To start his day, Jerry Mulligan, the hero of Vincente Minnelli’s 1951 musical An American in Paris, does a curious thing. He’s an ex-G.I. in Paris who lives in a studio above a restaurant and café. It’s a cheap spot—small, like his income, with what little room there is being overwhelmed by clustered bouquets of old paint brushes and studious stacks of better artists’ books. Starting the day at home means, first, giving himself a little room to maneuver.

And so, in order to work, he hoists his bed up to the ceiling with a pulley, grabs a towel from the clothesline above his bed, kicks a stool aside to make way for a fold-out table, corners an overlarge den chair to replace it with one smaller. He opens the patio doors and, taking in the sun for a moment, greets the day—then he hops back to business, setting the table, picking an outfit, setting out the coffee pot. This all happens in a matter of seconds, an automatic series of kicks, spins, and slaps, nimbly matched to the cosmopolitan orchestral swing of George Gershwin’s eponymous jazz suite. Mulligan does it without thinking. And Minnelli’s amused, astonished camera gently pans to and fro, eager to capture what happens in one long and, despite the cluttered setting, spacious image.

It is a ritual: practiced, well-worn and precisely choreographed, with no pretensions to appear otherwise. But Mulligan’s body goes through these motions with refreshed spontaneity, subsuming the practical need to get ready beneath his wary joy at the prospect of a new day and the unlikely possibilities it might provide. It seems he cannot help but infuse the ritual with feeling.

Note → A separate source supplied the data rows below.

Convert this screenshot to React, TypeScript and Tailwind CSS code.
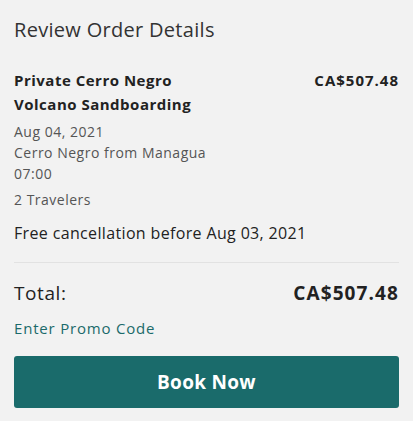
export default function App() {
  return (
    <div
      className="min-h-[421px] w-full bg-[#f2f2f2] px-[14px] pt-[17px] text-[#2b2b2b]"
      style={{ fontFamily: '"Open Sans", "Noto Sans", sans-serif' }}
    >
      <h2 className="text-[20px] leading-[26px] tracking-[0.3px] text-[#333]">Review Order Details</h2>

      <div className="mt-[25px] flex justify-between gap-4">
        <div className="text-[15px] font-bold leading-[24px] tracking-[0.5px] text-[#222]">
          Private Cerro Negro
          <br />
          Volcano Sandboarding
        </div>
        <div className="text-[15px] font-bold leading-[24px] tracking-[1px] text-[#222]">CA$507.48</div>
      </div>

      <div className="mt-[5px] text-[14px] leading-[21px] tracking-[0.5px] text-[#555]">
        <div>Aug 04, 2021</div>
        <div>Cerro Negro from Managua</div>
        <div>07:00</div>
        <div className="mt-[5px]">2 Travelers</div>
      </div>

      <div className="mt-[12px] text-[16px] leading-[22px] tracking-[0.35px] text-[#222]">
        Free cancellation before Aug 03, 2021
      </div>

      <div className="mt-[18px] border-t border-[#e2e2e2]" />

      <div className="mt-[17px] flex items-center justify-between">
        <span className="text-[19px] leading-[26px] tracking-[0.6px] text-[#222]">Total:</span>
        <span className="text-[19px] font-bold leading-[26px] tracking-[1.1px] text-[#222]">CA$507.48</span>
      </div>

      <div className="mt-[12px] text-[15px] leading-[20px] tracking-[0.8px] text-[#1b6a6a]">Enter Promo Code</div>

      <button className="mt-[18px] flex h-[52px] w-full items-center justify-center rounded-[3px] bg-[#1a6b6b] text-[19px] font-bold tracking-[0.3px] text-white">
        Book Now
      </button>
    </div>
  );
}
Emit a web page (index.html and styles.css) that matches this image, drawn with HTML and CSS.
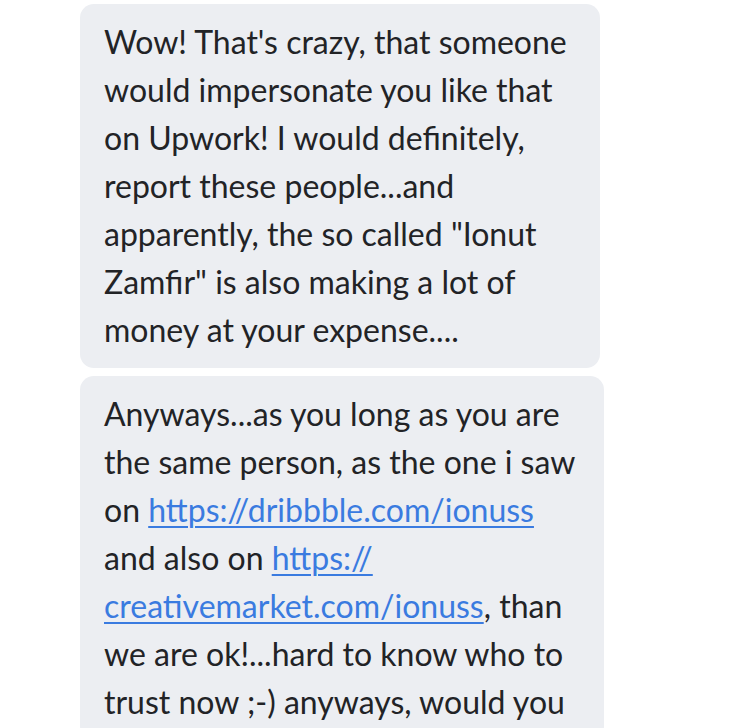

Mulligan may be a failed painter, but he is nevertheless, in the film’s view, an artist, a man who naturally inflects a routine as banal as tidying up his apartment with a sense of complex expression. He’s an artist by virtue of being played and designed by one: the dance-auteur Gene Kelly, whose peculiar talent as a choreographer and performer was for fashioning the everyday into an excuse for his characters’ creative impulses to run amok. That was his genius—he could make a dance, or a prop, out of anything.